Source data:

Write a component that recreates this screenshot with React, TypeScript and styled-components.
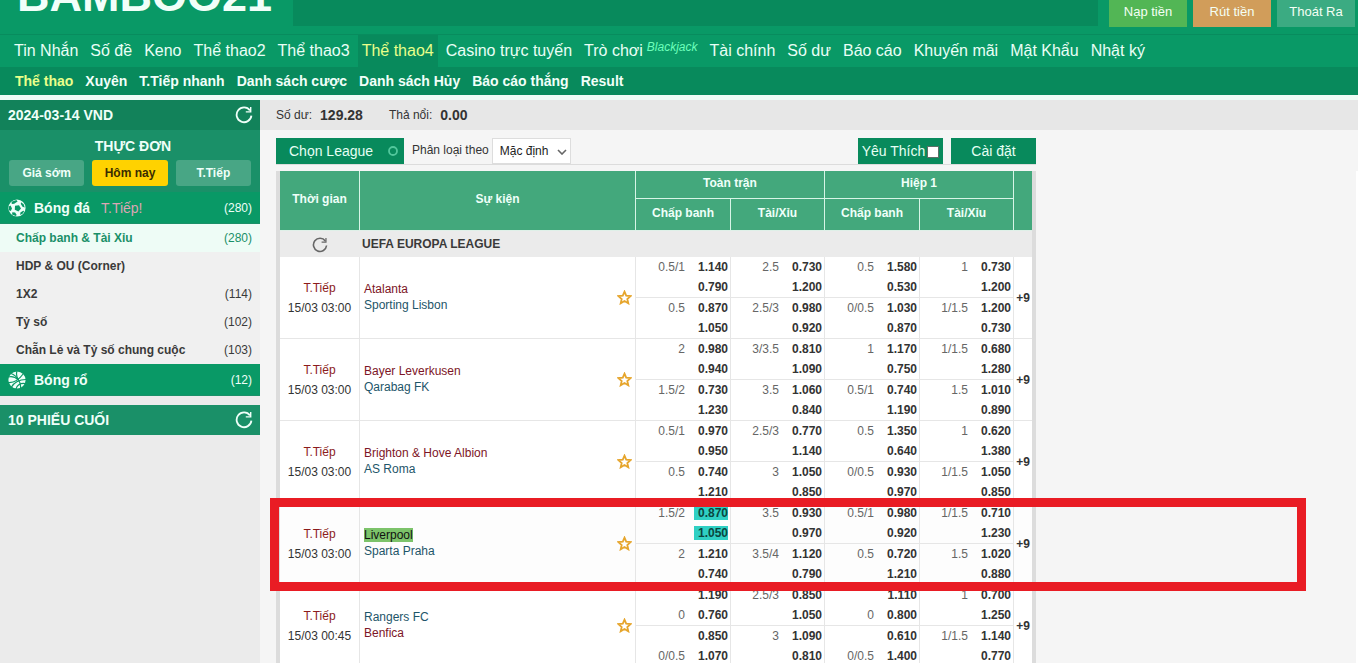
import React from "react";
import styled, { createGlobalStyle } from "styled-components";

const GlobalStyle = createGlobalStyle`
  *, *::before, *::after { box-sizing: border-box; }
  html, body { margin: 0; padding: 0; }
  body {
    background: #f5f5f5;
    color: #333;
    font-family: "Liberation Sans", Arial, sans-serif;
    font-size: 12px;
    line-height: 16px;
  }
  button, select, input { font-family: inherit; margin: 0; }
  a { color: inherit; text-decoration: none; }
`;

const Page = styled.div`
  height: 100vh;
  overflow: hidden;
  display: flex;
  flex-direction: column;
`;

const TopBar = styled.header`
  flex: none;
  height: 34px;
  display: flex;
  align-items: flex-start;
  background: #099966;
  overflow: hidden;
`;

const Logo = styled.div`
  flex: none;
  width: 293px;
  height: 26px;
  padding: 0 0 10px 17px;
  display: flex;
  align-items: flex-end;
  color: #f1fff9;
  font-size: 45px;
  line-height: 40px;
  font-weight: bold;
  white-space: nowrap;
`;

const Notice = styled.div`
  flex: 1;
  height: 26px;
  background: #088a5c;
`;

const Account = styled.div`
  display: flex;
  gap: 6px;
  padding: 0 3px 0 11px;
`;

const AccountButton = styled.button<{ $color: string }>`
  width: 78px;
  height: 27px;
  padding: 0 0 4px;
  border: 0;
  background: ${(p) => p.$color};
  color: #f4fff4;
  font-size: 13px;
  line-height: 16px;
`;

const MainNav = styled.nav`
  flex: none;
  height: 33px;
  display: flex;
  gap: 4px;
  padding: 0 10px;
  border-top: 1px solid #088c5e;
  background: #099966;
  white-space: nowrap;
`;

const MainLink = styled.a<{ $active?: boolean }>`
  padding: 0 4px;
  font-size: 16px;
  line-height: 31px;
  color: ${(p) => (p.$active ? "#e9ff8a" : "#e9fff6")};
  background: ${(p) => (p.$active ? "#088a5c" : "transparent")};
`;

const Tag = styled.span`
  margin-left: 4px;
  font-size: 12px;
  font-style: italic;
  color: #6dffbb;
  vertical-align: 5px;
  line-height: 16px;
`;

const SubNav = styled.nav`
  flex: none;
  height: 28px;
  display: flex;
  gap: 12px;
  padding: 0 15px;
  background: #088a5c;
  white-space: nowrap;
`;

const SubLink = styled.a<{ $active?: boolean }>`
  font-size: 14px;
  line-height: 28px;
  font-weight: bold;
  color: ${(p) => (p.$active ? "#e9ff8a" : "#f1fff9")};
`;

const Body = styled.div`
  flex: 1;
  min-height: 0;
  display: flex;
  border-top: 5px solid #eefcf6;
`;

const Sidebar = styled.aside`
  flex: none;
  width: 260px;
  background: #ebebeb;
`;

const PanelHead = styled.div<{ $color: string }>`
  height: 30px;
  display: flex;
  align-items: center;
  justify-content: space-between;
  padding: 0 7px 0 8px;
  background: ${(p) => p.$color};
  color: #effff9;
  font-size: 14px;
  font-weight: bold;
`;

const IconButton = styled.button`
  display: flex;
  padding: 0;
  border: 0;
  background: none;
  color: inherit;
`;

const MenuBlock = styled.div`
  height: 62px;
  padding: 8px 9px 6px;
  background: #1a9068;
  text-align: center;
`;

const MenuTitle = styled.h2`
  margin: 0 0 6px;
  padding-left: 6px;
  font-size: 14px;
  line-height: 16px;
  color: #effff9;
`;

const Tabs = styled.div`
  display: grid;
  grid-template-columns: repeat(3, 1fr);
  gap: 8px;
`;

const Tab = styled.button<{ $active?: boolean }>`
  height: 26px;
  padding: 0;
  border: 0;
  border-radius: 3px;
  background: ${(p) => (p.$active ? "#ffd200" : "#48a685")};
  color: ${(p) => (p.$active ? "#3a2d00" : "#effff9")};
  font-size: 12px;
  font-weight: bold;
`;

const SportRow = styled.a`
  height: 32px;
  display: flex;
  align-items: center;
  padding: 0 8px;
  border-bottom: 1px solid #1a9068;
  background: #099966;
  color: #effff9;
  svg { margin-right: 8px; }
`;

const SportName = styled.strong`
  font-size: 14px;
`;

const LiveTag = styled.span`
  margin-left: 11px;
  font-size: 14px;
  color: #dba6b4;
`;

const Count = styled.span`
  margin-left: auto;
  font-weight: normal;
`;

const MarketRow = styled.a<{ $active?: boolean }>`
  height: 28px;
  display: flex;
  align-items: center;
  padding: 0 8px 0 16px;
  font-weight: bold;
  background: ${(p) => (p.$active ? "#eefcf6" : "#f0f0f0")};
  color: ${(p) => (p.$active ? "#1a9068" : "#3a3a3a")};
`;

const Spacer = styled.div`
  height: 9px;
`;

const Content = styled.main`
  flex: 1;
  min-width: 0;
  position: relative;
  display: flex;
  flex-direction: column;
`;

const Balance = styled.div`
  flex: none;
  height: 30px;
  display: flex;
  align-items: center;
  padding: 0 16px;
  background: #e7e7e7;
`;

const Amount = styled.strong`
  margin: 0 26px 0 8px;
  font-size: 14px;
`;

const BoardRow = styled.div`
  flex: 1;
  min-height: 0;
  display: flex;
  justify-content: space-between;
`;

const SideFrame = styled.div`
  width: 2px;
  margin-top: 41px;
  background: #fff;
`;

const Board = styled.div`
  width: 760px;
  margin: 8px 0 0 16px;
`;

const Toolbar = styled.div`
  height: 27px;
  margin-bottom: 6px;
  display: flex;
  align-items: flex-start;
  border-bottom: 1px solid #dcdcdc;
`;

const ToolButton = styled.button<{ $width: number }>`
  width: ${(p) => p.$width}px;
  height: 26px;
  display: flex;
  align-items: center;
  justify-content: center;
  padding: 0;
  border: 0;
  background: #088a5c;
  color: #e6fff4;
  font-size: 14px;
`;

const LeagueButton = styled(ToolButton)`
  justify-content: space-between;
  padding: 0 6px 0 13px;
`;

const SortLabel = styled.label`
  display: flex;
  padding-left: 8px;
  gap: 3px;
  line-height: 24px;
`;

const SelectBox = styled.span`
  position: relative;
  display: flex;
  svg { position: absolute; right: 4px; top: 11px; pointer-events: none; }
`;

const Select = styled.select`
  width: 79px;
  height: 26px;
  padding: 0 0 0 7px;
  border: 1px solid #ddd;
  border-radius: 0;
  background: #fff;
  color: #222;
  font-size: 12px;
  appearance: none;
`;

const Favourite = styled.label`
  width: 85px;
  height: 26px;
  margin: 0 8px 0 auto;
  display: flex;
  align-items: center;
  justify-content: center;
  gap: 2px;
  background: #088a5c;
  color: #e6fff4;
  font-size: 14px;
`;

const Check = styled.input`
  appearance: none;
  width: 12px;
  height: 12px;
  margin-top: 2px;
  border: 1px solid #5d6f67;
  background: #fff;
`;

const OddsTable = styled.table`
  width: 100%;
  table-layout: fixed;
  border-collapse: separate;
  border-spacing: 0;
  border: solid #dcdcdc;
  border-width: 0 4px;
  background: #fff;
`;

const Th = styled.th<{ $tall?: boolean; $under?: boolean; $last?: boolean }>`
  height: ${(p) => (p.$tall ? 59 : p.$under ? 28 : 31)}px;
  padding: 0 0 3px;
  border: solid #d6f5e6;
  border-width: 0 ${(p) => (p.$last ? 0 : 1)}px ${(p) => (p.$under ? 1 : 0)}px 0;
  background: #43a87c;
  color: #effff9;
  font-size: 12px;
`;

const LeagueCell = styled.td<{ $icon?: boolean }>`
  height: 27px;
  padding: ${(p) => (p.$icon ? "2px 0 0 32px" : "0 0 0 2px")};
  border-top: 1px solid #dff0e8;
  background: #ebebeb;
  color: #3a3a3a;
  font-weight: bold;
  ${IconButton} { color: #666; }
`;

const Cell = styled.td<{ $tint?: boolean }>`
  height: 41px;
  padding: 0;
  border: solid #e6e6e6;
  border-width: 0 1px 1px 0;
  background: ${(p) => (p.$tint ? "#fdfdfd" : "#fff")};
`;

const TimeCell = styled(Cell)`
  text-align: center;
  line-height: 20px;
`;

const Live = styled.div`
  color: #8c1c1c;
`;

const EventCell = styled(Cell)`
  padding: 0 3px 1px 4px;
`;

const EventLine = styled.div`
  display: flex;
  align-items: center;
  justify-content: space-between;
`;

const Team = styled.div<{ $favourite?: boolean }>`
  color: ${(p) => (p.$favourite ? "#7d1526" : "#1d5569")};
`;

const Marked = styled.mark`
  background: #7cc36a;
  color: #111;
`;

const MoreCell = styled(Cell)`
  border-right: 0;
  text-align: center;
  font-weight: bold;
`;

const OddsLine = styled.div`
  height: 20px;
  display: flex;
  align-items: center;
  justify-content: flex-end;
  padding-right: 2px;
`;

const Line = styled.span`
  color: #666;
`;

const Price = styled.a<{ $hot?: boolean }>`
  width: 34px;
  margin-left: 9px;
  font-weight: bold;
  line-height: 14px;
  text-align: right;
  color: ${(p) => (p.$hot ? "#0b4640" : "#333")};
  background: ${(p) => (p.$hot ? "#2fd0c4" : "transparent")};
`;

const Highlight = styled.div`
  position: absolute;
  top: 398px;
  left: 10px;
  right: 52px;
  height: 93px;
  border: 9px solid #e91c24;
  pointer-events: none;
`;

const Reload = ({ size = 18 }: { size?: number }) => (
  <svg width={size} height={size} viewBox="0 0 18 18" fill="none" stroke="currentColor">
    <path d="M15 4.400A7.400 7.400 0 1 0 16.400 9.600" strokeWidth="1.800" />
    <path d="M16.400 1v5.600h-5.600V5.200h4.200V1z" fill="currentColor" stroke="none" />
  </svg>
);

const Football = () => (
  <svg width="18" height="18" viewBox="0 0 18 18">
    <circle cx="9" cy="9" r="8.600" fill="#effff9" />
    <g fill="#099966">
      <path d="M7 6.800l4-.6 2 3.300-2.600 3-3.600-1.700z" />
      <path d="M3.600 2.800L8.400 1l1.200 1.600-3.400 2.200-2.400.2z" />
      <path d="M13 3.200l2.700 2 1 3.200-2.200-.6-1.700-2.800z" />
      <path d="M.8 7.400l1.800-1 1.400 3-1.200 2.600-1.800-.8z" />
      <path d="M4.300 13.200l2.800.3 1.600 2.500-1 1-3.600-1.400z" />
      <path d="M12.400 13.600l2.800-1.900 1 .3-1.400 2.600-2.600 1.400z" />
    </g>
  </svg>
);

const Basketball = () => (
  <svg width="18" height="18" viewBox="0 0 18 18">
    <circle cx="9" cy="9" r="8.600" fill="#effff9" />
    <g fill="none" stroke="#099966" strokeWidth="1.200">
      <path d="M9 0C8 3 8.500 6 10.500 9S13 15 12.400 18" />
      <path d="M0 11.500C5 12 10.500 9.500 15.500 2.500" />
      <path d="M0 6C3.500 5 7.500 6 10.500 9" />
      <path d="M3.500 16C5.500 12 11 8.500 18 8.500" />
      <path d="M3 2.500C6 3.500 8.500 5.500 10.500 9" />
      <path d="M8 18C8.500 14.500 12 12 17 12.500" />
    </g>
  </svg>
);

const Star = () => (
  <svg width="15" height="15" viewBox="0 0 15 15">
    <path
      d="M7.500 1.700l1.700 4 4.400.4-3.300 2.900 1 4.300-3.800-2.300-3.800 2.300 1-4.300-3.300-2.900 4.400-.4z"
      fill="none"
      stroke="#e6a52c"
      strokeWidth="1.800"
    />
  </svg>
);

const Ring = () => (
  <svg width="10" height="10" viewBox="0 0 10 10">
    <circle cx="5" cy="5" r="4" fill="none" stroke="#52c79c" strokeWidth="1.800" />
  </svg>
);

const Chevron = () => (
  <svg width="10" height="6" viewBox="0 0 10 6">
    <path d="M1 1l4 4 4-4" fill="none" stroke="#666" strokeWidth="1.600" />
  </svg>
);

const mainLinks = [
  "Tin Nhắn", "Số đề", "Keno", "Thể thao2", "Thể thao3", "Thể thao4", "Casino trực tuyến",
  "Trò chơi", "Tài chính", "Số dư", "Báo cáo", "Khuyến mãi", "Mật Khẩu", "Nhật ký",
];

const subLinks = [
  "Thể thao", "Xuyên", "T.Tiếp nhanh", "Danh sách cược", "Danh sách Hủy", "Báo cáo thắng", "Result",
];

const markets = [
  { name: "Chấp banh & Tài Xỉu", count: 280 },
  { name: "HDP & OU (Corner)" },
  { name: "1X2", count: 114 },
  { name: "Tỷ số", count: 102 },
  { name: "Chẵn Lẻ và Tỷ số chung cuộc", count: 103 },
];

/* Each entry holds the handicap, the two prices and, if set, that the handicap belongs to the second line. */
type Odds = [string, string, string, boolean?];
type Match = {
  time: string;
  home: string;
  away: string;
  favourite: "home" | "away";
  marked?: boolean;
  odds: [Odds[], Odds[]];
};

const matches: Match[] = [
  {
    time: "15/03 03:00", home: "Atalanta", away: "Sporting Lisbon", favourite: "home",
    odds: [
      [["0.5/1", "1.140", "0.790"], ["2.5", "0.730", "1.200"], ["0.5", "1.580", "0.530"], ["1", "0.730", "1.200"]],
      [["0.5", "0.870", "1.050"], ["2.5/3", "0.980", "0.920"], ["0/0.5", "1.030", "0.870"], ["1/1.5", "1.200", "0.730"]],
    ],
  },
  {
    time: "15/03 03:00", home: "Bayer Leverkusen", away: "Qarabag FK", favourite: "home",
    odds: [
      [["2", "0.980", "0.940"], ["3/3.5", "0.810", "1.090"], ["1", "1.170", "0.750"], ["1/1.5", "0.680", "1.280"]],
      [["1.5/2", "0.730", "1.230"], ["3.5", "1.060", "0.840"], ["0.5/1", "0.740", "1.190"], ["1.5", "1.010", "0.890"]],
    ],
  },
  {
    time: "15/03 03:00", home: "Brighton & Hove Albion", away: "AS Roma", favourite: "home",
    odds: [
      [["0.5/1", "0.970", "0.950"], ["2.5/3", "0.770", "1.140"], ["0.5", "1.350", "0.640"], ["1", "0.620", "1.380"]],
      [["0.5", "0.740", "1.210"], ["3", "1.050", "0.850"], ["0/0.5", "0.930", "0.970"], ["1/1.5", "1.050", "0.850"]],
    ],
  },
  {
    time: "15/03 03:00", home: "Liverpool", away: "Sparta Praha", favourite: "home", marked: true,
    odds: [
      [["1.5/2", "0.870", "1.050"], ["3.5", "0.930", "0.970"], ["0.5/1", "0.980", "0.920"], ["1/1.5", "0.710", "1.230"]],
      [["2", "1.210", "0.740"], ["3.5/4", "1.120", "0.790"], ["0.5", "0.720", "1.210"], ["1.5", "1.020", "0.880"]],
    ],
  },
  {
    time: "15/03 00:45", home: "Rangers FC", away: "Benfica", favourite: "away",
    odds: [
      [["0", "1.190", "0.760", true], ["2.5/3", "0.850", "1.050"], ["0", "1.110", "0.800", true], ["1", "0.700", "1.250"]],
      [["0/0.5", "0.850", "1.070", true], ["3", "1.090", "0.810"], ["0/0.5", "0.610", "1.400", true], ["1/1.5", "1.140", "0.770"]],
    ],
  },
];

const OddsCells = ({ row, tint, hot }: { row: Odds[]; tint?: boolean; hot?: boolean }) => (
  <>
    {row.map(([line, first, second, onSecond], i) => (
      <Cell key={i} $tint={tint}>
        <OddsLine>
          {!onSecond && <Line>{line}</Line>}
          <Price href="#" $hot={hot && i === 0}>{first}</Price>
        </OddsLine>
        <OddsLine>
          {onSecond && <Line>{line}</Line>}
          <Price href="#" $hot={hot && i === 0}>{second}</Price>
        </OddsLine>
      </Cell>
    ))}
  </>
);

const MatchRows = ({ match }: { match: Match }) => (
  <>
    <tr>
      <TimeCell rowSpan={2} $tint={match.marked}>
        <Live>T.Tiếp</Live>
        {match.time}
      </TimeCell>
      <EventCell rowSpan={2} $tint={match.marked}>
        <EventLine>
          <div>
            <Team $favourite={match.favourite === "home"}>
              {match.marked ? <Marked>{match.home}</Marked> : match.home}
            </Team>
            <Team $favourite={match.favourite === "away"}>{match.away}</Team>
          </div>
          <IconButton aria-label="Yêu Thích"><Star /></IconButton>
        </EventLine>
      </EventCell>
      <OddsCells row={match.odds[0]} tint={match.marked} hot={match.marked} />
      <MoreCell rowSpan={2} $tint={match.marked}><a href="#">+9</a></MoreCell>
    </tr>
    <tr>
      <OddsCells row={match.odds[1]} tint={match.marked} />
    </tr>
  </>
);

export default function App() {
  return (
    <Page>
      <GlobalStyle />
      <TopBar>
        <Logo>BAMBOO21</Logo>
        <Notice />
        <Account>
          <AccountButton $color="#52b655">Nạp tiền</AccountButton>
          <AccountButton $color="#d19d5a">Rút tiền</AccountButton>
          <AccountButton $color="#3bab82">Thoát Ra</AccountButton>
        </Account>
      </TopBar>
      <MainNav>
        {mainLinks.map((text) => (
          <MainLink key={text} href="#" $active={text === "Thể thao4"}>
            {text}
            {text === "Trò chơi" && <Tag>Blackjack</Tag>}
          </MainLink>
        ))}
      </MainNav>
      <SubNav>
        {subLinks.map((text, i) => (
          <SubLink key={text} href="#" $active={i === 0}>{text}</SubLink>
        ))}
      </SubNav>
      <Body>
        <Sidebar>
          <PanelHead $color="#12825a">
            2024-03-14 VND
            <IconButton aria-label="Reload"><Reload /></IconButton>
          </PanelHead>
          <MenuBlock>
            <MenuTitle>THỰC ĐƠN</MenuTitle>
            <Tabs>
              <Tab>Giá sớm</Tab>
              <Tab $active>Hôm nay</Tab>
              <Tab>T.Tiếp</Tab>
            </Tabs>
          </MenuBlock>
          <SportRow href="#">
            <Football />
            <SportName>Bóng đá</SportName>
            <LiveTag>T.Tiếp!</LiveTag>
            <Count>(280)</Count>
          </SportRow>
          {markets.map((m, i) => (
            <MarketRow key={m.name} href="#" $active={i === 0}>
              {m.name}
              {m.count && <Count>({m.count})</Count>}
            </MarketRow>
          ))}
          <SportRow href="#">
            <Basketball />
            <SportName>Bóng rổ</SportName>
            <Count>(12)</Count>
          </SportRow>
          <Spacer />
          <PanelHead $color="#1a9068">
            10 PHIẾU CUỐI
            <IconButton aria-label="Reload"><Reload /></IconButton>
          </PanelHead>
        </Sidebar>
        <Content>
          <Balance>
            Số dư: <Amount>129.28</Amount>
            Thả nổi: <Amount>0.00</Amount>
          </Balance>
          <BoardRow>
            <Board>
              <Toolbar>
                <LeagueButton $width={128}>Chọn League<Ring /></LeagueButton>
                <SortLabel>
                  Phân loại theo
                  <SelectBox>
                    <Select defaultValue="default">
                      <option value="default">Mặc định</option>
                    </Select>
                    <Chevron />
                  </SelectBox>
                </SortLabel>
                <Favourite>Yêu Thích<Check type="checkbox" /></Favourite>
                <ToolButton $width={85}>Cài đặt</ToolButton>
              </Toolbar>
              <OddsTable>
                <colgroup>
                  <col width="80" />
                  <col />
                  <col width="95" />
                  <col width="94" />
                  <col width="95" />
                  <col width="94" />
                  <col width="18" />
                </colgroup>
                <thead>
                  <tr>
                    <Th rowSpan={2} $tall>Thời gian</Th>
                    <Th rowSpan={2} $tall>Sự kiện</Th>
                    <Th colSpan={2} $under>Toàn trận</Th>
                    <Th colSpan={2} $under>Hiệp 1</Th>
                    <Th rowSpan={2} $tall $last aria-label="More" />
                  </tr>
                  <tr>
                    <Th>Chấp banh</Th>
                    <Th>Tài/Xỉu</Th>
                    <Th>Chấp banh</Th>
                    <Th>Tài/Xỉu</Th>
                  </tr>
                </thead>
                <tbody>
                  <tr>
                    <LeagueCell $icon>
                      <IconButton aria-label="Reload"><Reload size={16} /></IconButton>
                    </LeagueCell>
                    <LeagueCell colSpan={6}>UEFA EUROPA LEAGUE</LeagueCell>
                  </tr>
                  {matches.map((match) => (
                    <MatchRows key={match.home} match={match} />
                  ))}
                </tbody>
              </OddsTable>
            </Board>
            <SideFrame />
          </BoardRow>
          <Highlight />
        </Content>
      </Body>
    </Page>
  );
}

Written instruction: From the listing above, return each line with the word "that".

Output for this exercise:
Write a component that recreates this screenshot with React, TypeScript and styled-components.
/* Each entry holds the handicap, the two prices and, if set, that the handicap belongs to the second line. */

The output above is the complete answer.